Some of these supplies — provided free of charge — include chairs, coat racks, air conditioners, siddurim (prayer books), Tylenol, water coolers and other amenities aveilim may require or request during the week-long mourning period.
Though Misaskim is best known for assisting the bereaved, the organization is also involved in a host of other Jewish communal services. Members of its
disaster recovery unit are trained and equipped to respond to scenes of fatal accidents, often stepping in to prevent an autopsy through interactions with medical examiners and government agencies. “These cases are where we actually spend the most time,” Meyer noted, “since it takes time to travel to the different offices.”
During a typical week, there are approximately 35 families sitting shiva in the local Jewish community, totaling between 150 to 200 people, Meyer said.
Though peak times often occur after holidays — the previous record was 250 aveilim in one week — Misaskim has always been equipped to meet the demand. Meyer attributes last week’s overflow to the fact that many of the 300 mourners were members of large families, leading to a shortage of shiva chairs, he explained.
“We managed to find some more shiva chairs in our warehouse in Lakewood,” Meyer said. “We had plenty of folding chairs, but we didn’t have enough shiva chairs. But by Sunday, we were fine.”
To store equipment, Misaskim operates warehouses in Brooklyn (which supplies to Long Island), Monsey, Lakewood and Kiryas Joel, serviced by close to 100 volunteers. The largest contingent of volunteers comes from Brooklyn, a demographic that Meyer hopes will change in the near future.

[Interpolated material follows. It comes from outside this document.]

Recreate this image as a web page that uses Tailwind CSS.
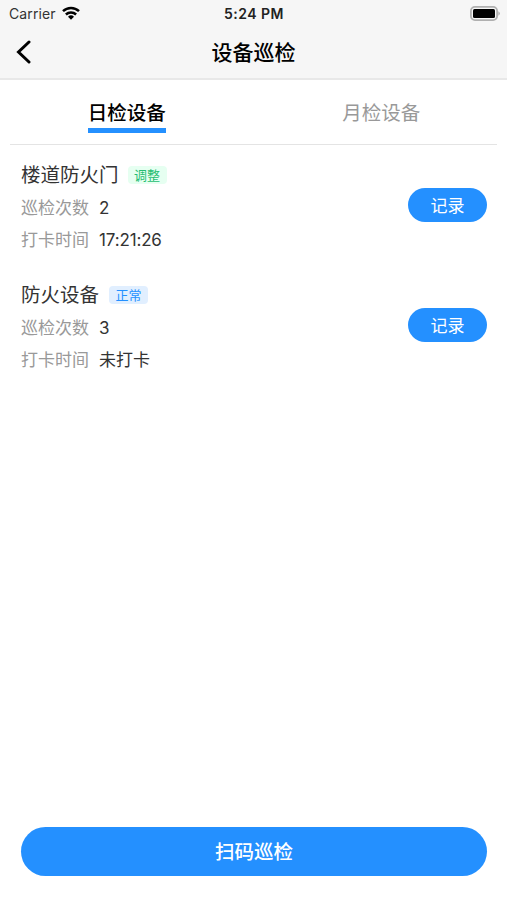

“We are going to be expanding within neighborhoods,” he told The Jewish Star. “Right now, we don’t have a lot of volunteers in the Five Towns, and we want to change that. For example, if we have an emergency at the airport at rush hour, we want to be able to send people from the Five Towns and all over, who may be closer than Brooklyn.”
Meyer estimates that Misaskim provided services to close to 10,000 people throughout the tri-state area in 2008. For any halachic questions that arise, the organization consults with Rabbi Yechezkel Roth, who heads a beis din (Court of Jewish Law) in Brooklyn.
A description of Misaskim from its web site, misaskim.org, is perhaps the best way to encapsulate what the organization is all about: “Understanding tragedy with compassion... Coordinating crisis with expertise... Throughout life’s darkest moments, Misaskim is a source of light and warmth, encouragement and direction.”
“For every tragedy, there is a completely different way to deal with it,” Meyer explained, “and whatever it is, we do it.”